In the days immediately following AMLO’s landslide July 1 victory, he had indicated that his government would respect the rule of law and work constructively with business interests, despite the decidedly nationalist tone of his campaign.

However, Monroy said, the incoming president’s proposed appointments, which should face little resistance from an AMLO-friendly congress, have sent a clear signal that liberalization efforts in the energy sector, including future upstream bid rounds, are in jeopardy.

Proponents of the reform argued that Pemex and CFE were no longer up to the task of supplying secure and affordable energy to the people of Mexico on their own, and that private capital was needed to fill the gap. Nahle and Montoya have argued the opposite, criticizing the reform as a usurpation of Mexico’s sovereignty.
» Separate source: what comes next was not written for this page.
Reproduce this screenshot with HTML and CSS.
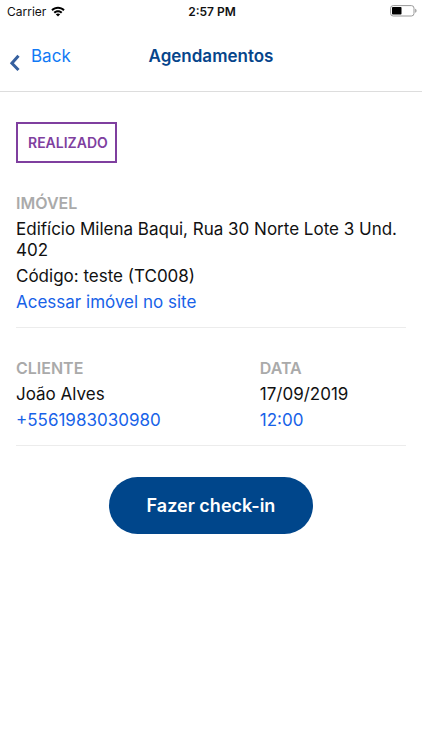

In a 2014 paper, Montoya, who holds a doctorate in public policy from Stanford University, called the reform “the biggest betrayal of Mexicans in 100 years.” Nahle has somewhat toned down her criticism of the constitutional amendment since AMLO’s election, but maintains her position that she will “redirect” the reform’s implementation. Bartlett, a lawyer who has served as Mexico’s public education secretary and as secretary of the interior, has referred to the reform as a “coup” by President Enrique Peña Nieto’s government.

“I think it’s a very bad development [for] the energy sector,” Eurasia Group’s Carlos Petersen, Latin America political risk expert, told NGI’s Mexico Gas Price Index in reference to AMLO’s appointments.

“Our sense is that…it will be just a matter of time” before the new administration begins “to try to make changes and move back to the system that we had in place before the energy reform was implemented.”

Rescue Plan

AMLO said his administration would designate an additional 75 billion pesos ($4.04 billion) annually for exploration and production (E&P), in order to increase crude output to 2.5 million b/d from the current 1.9 million b/d. Oil production in Mexico has been in freefall since peaking at 3.4 million b/d in 2004.

The plan to revitalize the existing refinery fleet would demand an additional investment of 49 billion pesos ($2.64 billion) over two years, AMLO said, while the Dos Bocas refinery would require about 160 billion pesos ($8.63 billion) over a three-year construction period.

Through the refinery upgrade plan, AMLO said his government would aim to boost refinery utilization rates to 100% from the current rate of around 40%. By comparison, the rate for U.S. refiners in April was 92%, according to the U.S. Energy Information Administration.

“If media and the public have any recollection, [AMLO’s promises] will come back to haunt him,” Monroy said. “There is no way, [and] I can say that for a fact, there is no way that with such [a] limited budget he’s going to improve the utilization rate of the six refineries to 100%.”

Outlook Is Uncertain

Uncertainty surrounding AMLO’s energy agenda has not been lost on the major credit ratings agencies either.

“We are seeing three main risks,” Moody’s Mexico’s Nymia Almeida, senior credit officer, said in an interview with El Financiero TV. “The first and most important would be the expansion of the refining park of [Pemex]. Basically, the company doesn’t have the resources to make such heavy investments in refining.”

The second risk, Almeida said, would be changes to Pemex’s fuel pricing policy — AMLO has pledged not to allow gasoline prices to rise. The third would be the suspension of scheduled bidding processes for upstream acreage and for operating interests in licenses currently held by Pemex.

“I believe that that is going to be the actual red line for this administration,” Monroy said. “If Mexico is downgraded to the point of losing its investment grade, then all bets are off.”

Pemex reported a net loss of 163.16 billion pesos ($8.2 billion) for the second quarter, compared with a 32.76 billion-peso ($1.77 billion) profit in the same period a year ago.